Born in Edinburgh, the son of a law lecturer, he was educated at Fettes College and Oxford, and later qualified as a barrister. A devoted family man - married to a barrister, Cherie, daughter of the actor Anthony Booth - he enjoys a growing reputation as a rising star of the 'modernising' wing of the party.

Widely tipped as the leadership candidate who would attract heavy support from the public, if they had a say, he has displayed solid and intelligent mastery of his home affairs brief - 'tough on crime, tough on the causes'. He broke with years of Labour tradition by deciding against outright opposition to the Criminal Justice Bill now going through Parliament, and acted as broker in the parliamentary furore over the perceived link between video violence and juvenile crime.

During his previous, highly successful, role as a employment spokesman, he knocked into shape a dangerously creaky policy on trade unions.

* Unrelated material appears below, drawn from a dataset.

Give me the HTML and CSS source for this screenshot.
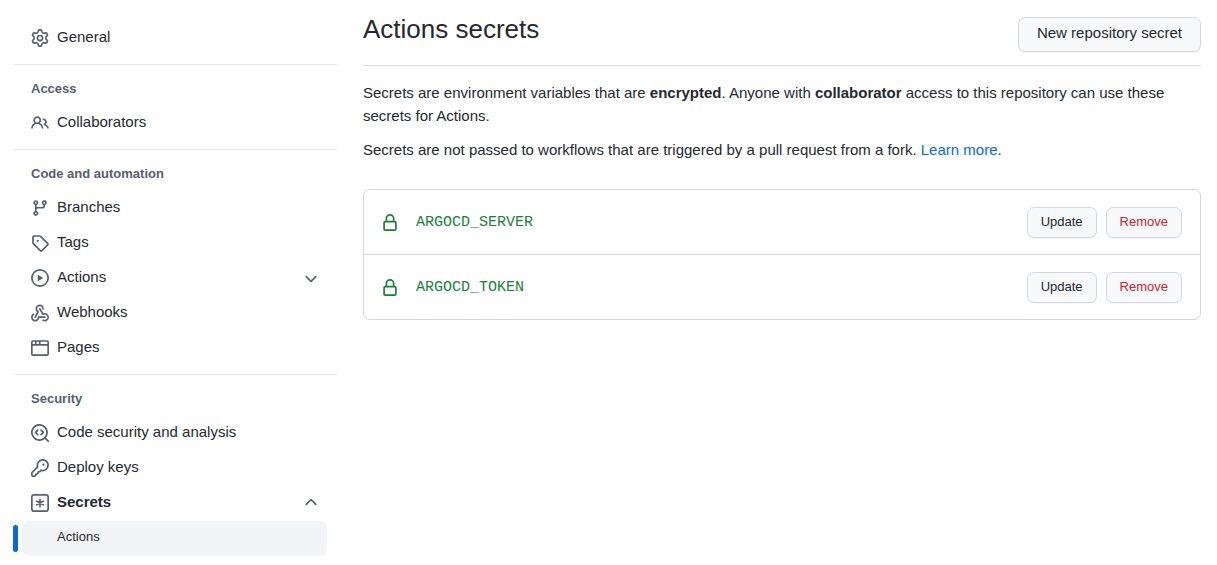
FILE: index.html
```html
<!DOCTYPE html>
<html lang="en">
<head>
<meta charset="utf-8">
<meta name="viewport" content="width=device-width, initial-scale=1">
<title>Actions secrets</title>
<link rel="stylesheet" href="styles.css">
</head>
<body>
<div class="layout">
  <nav class="sidebar" aria-label="Settings">
    <ul class="nav-list">
      <li><a class="nav-item" href="#general">
        <svg class="icon" viewBox="0 0 16 16" aria-hidden="true"><path fill-rule="evenodd" d="M8 0a8.2 8.2 0 0 1 .701.031C9.444.095 9.99.645 10.16 1.29l.288 1.107c.018.066.079.158.212.224.231.114.454.243.668.386.123.082.233.09.299.071l1.103-.303c.644-.176 1.392.021 1.82.63.27.385.506.792.704 1.218.315.675.111 1.422-.364 1.891l-.814.806c-.049.048-.098.147-.088.294.016.257.016.515 0 .772-.01.147.038.246.088.294l.814.806c.475.469.679 1.216.364 1.891a7.977 7.977 0 0 1-.704 1.217c-.428.61-1.176.807-1.82.63l-1.102-.302c-.067-.019-.177-.011-.3.071a5.909 5.909 0 0 1-.668.386c-.133.066-.194.158-.211.224l-.29 1.106c-.168.646-.715 1.196-1.458 1.26a8.006 8.006 0 0 1-1.402 0c-.743-.064-1.289-.614-1.458-1.26l-.289-1.106c-.018-.066-.079-.158-.212-.224a5.738 5.738 0 0 1-.668-.386c-.123-.082-.233-.09-.299-.071l-1.103.303c-.644.176-1.392-.021-1.82-.63a8.12 8.12 0 0 1-.704-1.218c-.315-.675-.111-1.422.363-1.891l.815-.806c.05-.048.098-.147.088-.294a6.214 6.214 0 0 1 0-.772c.01-.147-.038-.246-.088-.294l-.815-.806C.635 6.045.431 5.298.746 4.623a7.92 7.92 0 0 1 .704-1.217c.428-.61 1.176-.807 1.82-.63l1.102.302c.067.019.177.011.3-.071.214-.143.437-.272.668-.386.133-.066.194-.158.211-.224l.29-1.106C6.009.645 6.556.095 7.299.03 7.53.01 7.764 0 8 0Zm-.571 1.525c-.036.003-.108.036-.137.146l-.289 1.105c-.147.561-.549.967-.998 1.189-.173.086-.34.183-.5.29-.417.278-.97.423-1.529.27l-1.103-.303c-.109-.03-.175.016-.195.045-.22.312-.412.644-.573.99-.014.031-.021.11.059.19l.815.806c.411.406.562.957.53 1.456a4.709 4.709 0 0 0 0 .582c.032.499-.119 1.05-.53 1.456l-.815.806c-.081.08-.073.159-.059.19.162.346.353.677.573.989.02.03.085.076.195.046l1.102-.303c.56-.153 1.113-.008 1.53.27.161.107.328.204.501.29.447.222.85.629.997 1.189l.289 1.105c.029.109.101.143.137.146a6.6 6.6 0 0 0 1.142 0c.036-.003.108-.036.137-.146l.289-1.105c.147-.561.549-.967.998-1.189.173-.086.34-.183.5-.29.417-.278.97-.423 1.529-.27l1.103.303c.109.029.175-.016.195-.045.22-.313.411-.644.573-.99.014-.031.021-.11-.059-.19l-.815-.806c-.411-.406-.562-.957-.53-1.456a4.709 4.709 0 0 0 0-.582c-.032-.499.119-1.05.53-1.456l.815-.806c.081-.08.073-.159.059-.19a6.464 6.464 0 0 0-.573-.989c-.02-.03-.085-.076-.195-.046l-1.102.303c-.56.153-1.113.008-1.53-.27a4.44 4.44 0 0 0-.501-.29c-.447-.222-.85-.629-.997-1.189l-.289-1.105c-.029-.11-.101-.143-.137-.146a6.6 6.6 0 0 0-1.142 0ZM11 8a3 3 0 1 1-6 0 3 3 0 0 1 6 0ZM9.5 8a1.5 1.5 0 1 0-3 0 1.5 1.5 0 0 0 3 0Z"/></svg>
        <span class="nav-label">General</span></a></li>
    </ul>

    <h2 class="nav-heading">Access</h2>
    <ul class="nav-list">
      <li><a class="nav-item" href="#collaborators">
        <svg class="icon" viewBox="0 0 16 16" aria-hidden="true"><path fill-rule="evenodd" d="M2 5.5a3.5 3.5 0 1 1 5.898 2.549 5.508 5.508 0 0 1 3.034 4.084.75.75 0 1 1-1.482.235 4 4 0 0 0-7.9 0 .75.75 0 0 1-1.482-.236A5.507 5.507 0 0 1 3.102 8.05 3.493 3.493 0 0 1 2 5.5ZM11 4a3.001 3.001 0 0 1 2.22 5.018 5.01 5.01 0 0 1 2.56 3.012.749.749 0 0 1-.885.954.752.752 0 0 1-.549-.514 3.507 3.507 0 0 0-2.522-2.372.75.75 0 0 1-.574-.73v-.352a.75.75 0 0 1 .416-.672A1.5 1.5 0 0 0 11 5.5.75.75 0 0 1 11 4Zm-5.5-.5a2 2 0 1 0 0 4 2 2 0 0 0 0-4Z"/></svg>
        <span class="nav-label">Collaborators</span></a></li>
    </ul>

    <h2 class="nav-heading">Code and automation</h2>
    <ul class="nav-list">
      <li><a class="nav-item" href="#branches">
        <svg class="icon" viewBox="0 0 16 16" aria-hidden="true"><path fill-rule="evenodd" d="M9.5 3.25a2.25 2.25 0 1 1 3 2.122V6A2.5 2.5 0 0 1 10 8.5H6a1 1 0 0 0-1 1v1.128a2.251 2.251 0 1 1-1.5 0V5.372a2.25 2.25 0 1 1 1.5 0v1.836A2.493 2.493 0 0 1 6 7h4a1 1 0 0 0 1-1v-.628A2.25 2.25 0 0 1 9.5 3.25Zm-6 0a.75.75 0 1 0 1.5 0 .75.75 0 0 0-1.5 0Zm8.25-.75a.75.75 0 1 0 0 1.5.75.75 0 0 0 0-1.5ZM4.25 12a.75.75 0 1 0 0 1.5.75.75 0 0 0 0-1.5Z"/></svg>
        <span class="nav-label">Branches</span></a></li>
      <li><a class="nav-item" href="#tags">
        <svg class="icon" viewBox="0 0 16 16" aria-hidden="true"><path fill-rule="evenodd" d="M2.5 7.775V2.75a.25.25 0 0 1 .25-.25h5.025a.25.25 0 0 1 .177.073l6.25 6.25a.25.25 0 0 1 0 .354l-5.025 5.025a.25.25 0 0 1-.354 0l-6.25-6.25a.25.25 0 0 1-.073-.177Zm-1.5 0V2.75C1 1.784 1.784 1 2.75 1h5.025c.464 0 .91.184 1.238.513l6.25 6.25a1.75 1.75 0 0 1 0 2.474l-5.026 5.026a1.75 1.75 0 0 1-2.474 0l-6.25-6.25A1.75 1.75 0 0 1 1 7.775ZM6 5a1 1 0 1 0 0 2 1 1 0 0 0 0-2Z"/></svg>
        <span class="nav-label">Tags</span></a></li>
      <li><button class="nav-item" type="button" aria-expanded="false">
        <svg class="icon" viewBox="0 0 16 16" aria-hidden="true"><path fill-rule="evenodd" d="M1.5 8a6.5 6.5 0 1 1 13 0 6.5 6.5 0 0 1-13 0ZM8 0a8 8 0 1 0 0 16A8 8 0 0 0 8 0ZM6.379 5.227A.25.25 0 0 0 6 5.442v5.117a.25.25 0 0 0 .379.214l4.264-2.559a.25.25 0 0 0 0-.428L6.379 5.227Z"/></svg>
        <span class="nav-label">Actions</span>
        <svg class="icon" viewBox="0 0 16 16" aria-hidden="true"><path d="M12.78 6.22a.75.75 0 0 1 0 1.06l-4.25 4.25a.75.75 0 0 1-1.06 0L3.22 7.28a.75.75 0 0 1 1.06-1.06L8 9.94l3.72-3.72a.75.75 0 0 1 1.06 0Z"/></svg></button></li>
      <li><a class="nav-item" href="#webhooks">
        <svg class="icon" viewBox="0 0 16 16" aria-hidden="true"><path d="M5.5 4.25a2.25 2.25 0 0 1 4.5 0 .75.75 0 0 0 1.5 0 3.75 3.75 0 1 0-6.14 2.889l-2.272 4.258a.75.75 0 0 0 1.324.706L7 7.25a.75.75 0 0 0-.309-1.015A2.25 2.25 0 0 1 5.5 4.25Z"/><path d="M7.364 3.607a.75.75 0 0 1 1.03.257l2.608 4.349a3.75 3.75 0 1 1-.628 6.785.75.75 0 0 1 .752-1.299 2.25 2.25 0 1 0-.033-3.88.75.75 0 0 1-1.03-.256L7.107 4.636a.75.75 0 0 1 .257-1.03Z"/><path d="M2.9 8.776A.75.75 0 0 1 2.625 9.8 2.25 2.25 0 1 0 6 11.75a.75.75 0 0 1 .75-.751h5.5a.75.75 0 0 1 0 1.5H7.425a3.751 3.751 0 1 1-5.55-3.998.75.75 0 0 1 1.024.274Z"/></svg>
        <span class="nav-label">Webhooks</span></a></li>
      <li><a class="nav-item" href="#pages">
        <svg class="icon" viewBox="0 0 16 16" aria-hidden="true"><path fill-rule="evenodd" d="M0 2.75C0 1.784.784 1 1.75 1h12.5c.966 0 1.75.784 1.75 1.75v10.5A1.75 1.75 0 0 1 14.25 15H1.75A1.75 1.75 0 0 1 0 13.25ZM14.5 6h-13v7.25c0 .138.112.25.25.25h12.5a.25.25 0 0 0 .25-.25Zm-6-3.5v2h6V2.75a.25.25 0 0 0-.25-.25ZM5 2.5v2h2v-2Zm-3.25 0a.25.25 0 0 0-.25.25V4.5h2v-2Z"/></svg>
        <span class="nav-label">Pages</span></a></li>
    </ul>

    <h2 class="nav-heading">Security</h2>
    <ul class="nav-list">
      <li><a class="nav-item" href="#code-security">
        <svg class="icon" viewBox="0 0 16 16" aria-hidden="true"><path d="M8.47 4.97a.75.75 0 0 0 0 1.06L9.94 7.5 8.47 8.97a.75.75 0 1 0 1.06 1.06l2-2a.75.75 0 0 0 0-1.06l-2-2a.75.75 0 0 0-1.06 0ZM6.53 6.03a.75.75 0 0 0-1.06-1.06l-2 2a.75.75 0 0 0 0 1.06l2 2a.75.75 0 1 0 1.06-1.06L5.06 7.5l1.47-1.47Z"/><path fill-rule="evenodd" d="M12.246 13.307a7.5 7.5 0 1 1 1.06-1.06l2.474 2.473a.75.75 0 1 1-1.06 1.06l-2.474-2.473ZM1.5 7.5a6 6 0 1 0 12 0 6 6 0 0 0-12 0Z"/></svg>
        <span class="nav-label">Code security and analysis</span></a></li>
      <li><a class="nav-item" href="#deploy-keys">
        <svg class="icon" viewBox="0 0 16 16" aria-hidden="true"><path class="stroke" d="M5.95 7.05 1.05 11.95a1 1 0 0 0-.3.7v1.6a1 1 0 0 0 1 1h1.5a1 1 0 0 0 1-1v-.3a.7.7 0 0 1 .7-.7h.3a1 1 0 0 0 1-1v-.3a.7.7 0 0 1 .7-.7h.5a1 1 0 0 0 .7-.3l.9-.9A4.75 4.75 0 1 0 5.95 7.05Z"/><circle cx="11" cy="5" r="1"/></svg>
        <span class="nav-label">Deploy keys</span></a></li>
      <li>
        <button class="nav-item nav-item-open" type="button" aria-expanded="true">
        <svg class="icon" viewBox="0 0 16 16" aria-hidden="true"><rect class="stroke" x=".75" y=".75" width="14.5" height="14.5" rx="2"/><path class="stroke" d="M8 4.75v6.5M5.1 6.35l5.8 3.3M10.9 6.35l-5.8 3.3"/></svg>
        <span class="nav-label">Secrets</span>
        <svg class="icon" viewBox="0 0 16 16" aria-hidden="true"><path d="M3.22 9.78a.75.75 0 0 1 0-1.06l4.25-4.25a.75.75 0 0 1 1.06 0l4.25 4.25a.75.75 0 0 1-1.06 1.06L8 6.06 4.28 9.78a.75.75 0 0 1-1.06 0Z"/></svg></button>
        <ul class="nav-list">
          <li><a class="nav-subitem" href="#secrets-actions" aria-current="page">Actions</a></li>
        </ul>
      </li>
    </ul>
  </nav>

  <main class="content">
    <header class="page-header">
      <h1 class="page-title">Actions secrets</h1>
      <button class="btn" type="button">New repository secret</button>
    </header>
    <p class="text">Secrets are environment variables that are <strong>encrypted</strong>. Anyone with <strong>collaborator</strong> access to this repository can use these secrets for Actions.</p>
    <p class="text">Secrets are not passed to workflows that are triggered by a pull request from a fork. <a class="link" href="#learn-more">Learn more</a>.</p>

    <ul class="secrets">
      <li class="secret">
        <svg class="icon icon-lock" viewBox="0 0 16 16" aria-hidden="true"><path fill-rule="evenodd" d="M4 4v2h-.25A1.75 1.75 0 0 0 2 7.75v5.5c0 .966.784 1.75 1.75 1.75h8.5A1.75 1.75 0 0 0 14 13.25v-5.5A1.75 1.75 0 0 0 12.25 6H12V4a4 4 0 1 0-8 0Zm6.5 2V4a2.5 2.5 0 1 0-5 0v2h5ZM12 7.5h.25a.25.25 0 0 1 .25.25v5.5a.25.25 0 0 1-.25.25h-8.5a.25.25 0 0 1-.25-.25v-5.5a.25.25 0 0 1 .25-.25H12Z"/></svg>
        <code class="secret-name">ARGOCD_SERVER</code>
        <button class="btn btn-small" type="button">Update</button>
        <button class="btn btn-small btn-danger" type="button">Remove</button>
      </li>
      <li class="secret">
        <svg class="icon icon-lock" viewBox="0 0 16 16" aria-hidden="true"><path fill-rule="evenodd" d="M4 4v2h-.25A1.75 1.75 0 0 0 2 7.75v5.5c0 .966.784 1.75 1.75 1.75h8.5A1.75 1.75 0 0 0 14 13.25v-5.5A1.75 1.75 0 0 0 12.25 6H12V4a4 4 0 1 0-8 0Zm6.5 2V4a2.5 2.5 0 1 0-5 0v2h5ZM12 7.5h.25a.25.25 0 0 1 .25.25v5.5a.25.25 0 0 1-.25.25h-8.5a.25.25 0 0 1-.25-.25v-5.5a.25.25 0 0 1 .25-.25H12Z"/></svg>
        <code class="secret-name">ARGOCD_TOKEN</code>
        <button class="btn btn-small" type="button">Update</button>
        <button class="btn btn-small btn-danger" type="button">Remove</button>
      </li>
    </ul>
  </main>
</div>
</body>
</html>
```
FILE: styles.css
```css
*,
*::before {
  box-sizing: border-box;
}

body {
  margin: 0;
  background: #fff;
  color: #24292f;
  font-family: "Liberation Sans", Arial, sans-serif;
  font-size: 15px;
  line-height: 23px;
}

.layout {
  display: grid;
  grid-template-columns: 323px minmax(0, 1fr);
  gap: 26px;
  padding: 0 16px 0 14px;
}

/* Sidebar */

.sidebar {
  padding: 21px 0 8px;
}

.nav-list {
  margin: 0;
  padding: 0;
  list-style: none;
}

.nav-heading {
  margin: 8px 0 0;
  padding: 14px 17px 7px;
  border-top: 1px solid #e6e9ec;
  color: #57606a;
  font-size: 13px;
  font-weight: 700;
  line-height: 20px;
}

.nav-item {
  display: flex;
  align-items: center;
  gap: 8px;
  width: 100%;
  padding: 4px 17px 8px;
  border: 0;
  background: none;
  color: inherit;
  font: inherit;
  text-align: left;
  text-decoration: none;
}

button.nav-item {
  cursor: pointer;
}

.nav-item .icon {
  margin-top: 3px;
}

.nav-label {
  flex: 1;
}

.nav-item-open {
  font-weight: 700;
}

.icon {
  flex: none;
  width: 18px;
  height: 18px;
  fill: #57606a;
}

.stroke {
  fill: none;
  stroke: #57606a;
  stroke-width: 1.5;
  stroke-linecap: round;
}

.nav-subitem {
  position: relative;
  display: block;
  margin: 0 10px 0 8px;
  padding: 4px 35px 8px;
  border-radius: 7px;
  background: #f3f4f6;
  color: inherit;
  font-size: 13px;
  text-decoration: none;
}

.nav-subitem::before {
  content: "";
  position: absolute;
  top: 4px;
  bottom: 4px;
  left: -9px;
  width: 5px;
  border-radius: 7px;
  background: #0969da;
}

/* Content */

.content {
  padding-top: 11px;
}

.page-header {
  display: flex;
  align-items: flex-start;
  justify-content: space-between;
  gap: 16px;
  margin-bottom: 15px;
  padding-bottom: 13px;
  border-bottom: 1px solid #d8dee4;
}

.page-title {
  margin: 0;
  font-size: 26px;
  font-weight: 400;
  line-height: 36px;
}

.page-header .btn {
  margin-top: 6px;
}

.text {
  margin: 0 0 11px;
}

.link {
  color: #0969da;
  text-decoration: none;
}

.btn {
  padding: 3px 18px 7px;
  border: 1px solid #d5d8da;
  border-radius: 7px;
  background: #f6f8fa;
  box-shadow: 0 1px 0 rgba(27, 31, 36, 0.04);
  color: #24292f;
  font: inherit;
  white-space: nowrap;
  cursor: pointer;
}

.btn-small {
  padding: 3px 13px 5px;
  font-size: 13px;
  line-height: 21px;
}

.btn-danger {
  color: #cf222e;
}

.secrets {
  margin: 28px 0 0;
  padding: 0;
  border: 1px solid #d0d7de;
  border-radius: 7px;
  list-style: none;
}

.secret {
  display: flex;
  align-items: center;
  gap: 9px;
  padding: 17px 18px 16px 17px;
}

.secret + .secret {
  border-top: 1px solid #d0d7de;
}

.icon-lock {
  fill: #1a7f37;
}

.secret-name {
  flex: 1;
  padding-left: 8px;
  color: #1a7f37;
  font-family: "Liberation Mono", monospace;
  font-size: 15px;
}
```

His emergence from beneath the one-time shadow of Gordon Brown has seen him thoughtfully developing a philosophical platform for the 1990s. One of his most significant speeches came last year in the Arnold Goodman charity lecture when he threw down the gauntlet to Labour 'traditionalists' over the so-called betrayal of socialist principles. Modernising was about retrieving Labour's most basic beliefs - in community values, not just class or outdated economic ideas - he declared. He belongs to the soft-left Tribune group of MPs.

Supporters say would make ideal Labour leader, unhampered by obsolete dogma. He has relatively few enemies, but his age and youthful appearance remain a nagging concern.